The work of architectural historian Simon Pepper provides a useful point of departure. In Renaissance Europe, walls were strongly associated with sovereignty and the liberties of free cities. They were anything but purely functional. Rather, they served a constitutional purpose as the line that divided the status of the city from that of the faubourg (suburb).

Fortresses were another matter altogether. Beyond their basic defensive storyline, they symbolised the authority of princely or imperial power. Tellingly, princes were in the habit of being portrayed holding plans and sketches for fortifications. Towers, gates and such were standard fare in heraldry and princely pageantry.

There was a twist, however.

While walls meant free cities, fortresses could not entirely escape the shadow of oppression and despotic rule. It was the often-misunderstood Macchiavelli who cautioned against fortresses as both provocative and useless.

Trump’s America-made-great-again is a gated community writ large. It is a fortress, an island of privilege and paranoia afloat on a sea of imagined subordinates and enemies

It is always risky to leapfrog across the centuries. Still, what I see taking shape in Trump’s mind, and soon along the US-Mexico border, is not a wall. It does not follow the logic of civic sovereignty and freedom. Rather, what we have here is a fortress born of the grand gesture. The best evidence is the paranoia that thoroughly underwrites Trump’s rhetoric. Put simply, Trump’s America is a barnacle.

No wonder the Mexican government is so incensed. Mexico’s predicament today is not too different to that of Perugia in the 1540s, when Pope Paul III built the Rocca Paolina as an aggressive act of domination over the city.

The notion of the fortress invites a further spot of leapfrogging. A couple of decades ago someone coined the term ‘fortress America’ to describe the mushrooming of so-called ‘gated communities’ across that country. Physically, gated communities are residential areas (clusters of apartment blocks, in many cases) that are surrounded by walls or fences. The contraptions of fortification also include CCTV, security guards, swipe cards, and so on.

Like Renaissance fortresses, gated communities come with their own inescapable shadow. On the one hand, people will live where and how they choose to – if they see fit to turn their homes into bunkers, so be it.

On the other, gated communities tell a story of urban dysfunctionality. Their spread implies that groups of people have all but given up on the principles of civic coexistence, and have chosen instead to seal themselves off into little enclaves. In the US, as well as in India, South Africa and many Latin American countries, property developers are fond of a neat little ploy: they convince people that life in the rest of the city is nasty, brutish and short.

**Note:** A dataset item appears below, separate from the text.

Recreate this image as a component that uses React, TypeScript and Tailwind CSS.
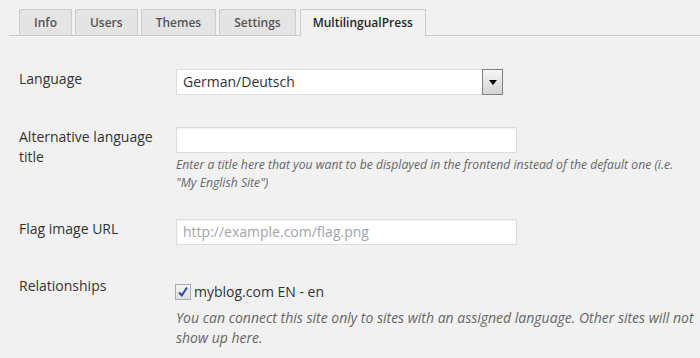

Enter Trump, who happens to have spent the first 50 years of his working life selling real estate, in a market where the gated community is king. Walls, enclaves, fences and the million other devices of fortification are to Trump what leather, awls and soles are to a cobbler.

Trump’s America-made-great-again is a gated community writ large. It is a fortress, an island of privilege and paranoia afloat on a sea of imagined subordinates and enemies.

The snag is that neither Renaissance nor real-estate fortresses work quite as intended. The former invariably fall or become obsolete, and neither kind can survive without the very thing it tries to keep out. In India, the walls that surround gated communities also serve as the back walls of makeshift huts. The poor, whose cheap labour serves the gated few very well, survive crammed in those huts.

Civic order and the liberties of the free city will always prevail over the Trumps and Paul IIIs. The sad part of the story is that very many people will suffer in the process. There was a time when the people of Berlin wrote letters to the East. One can only hope they will now write the same to the West.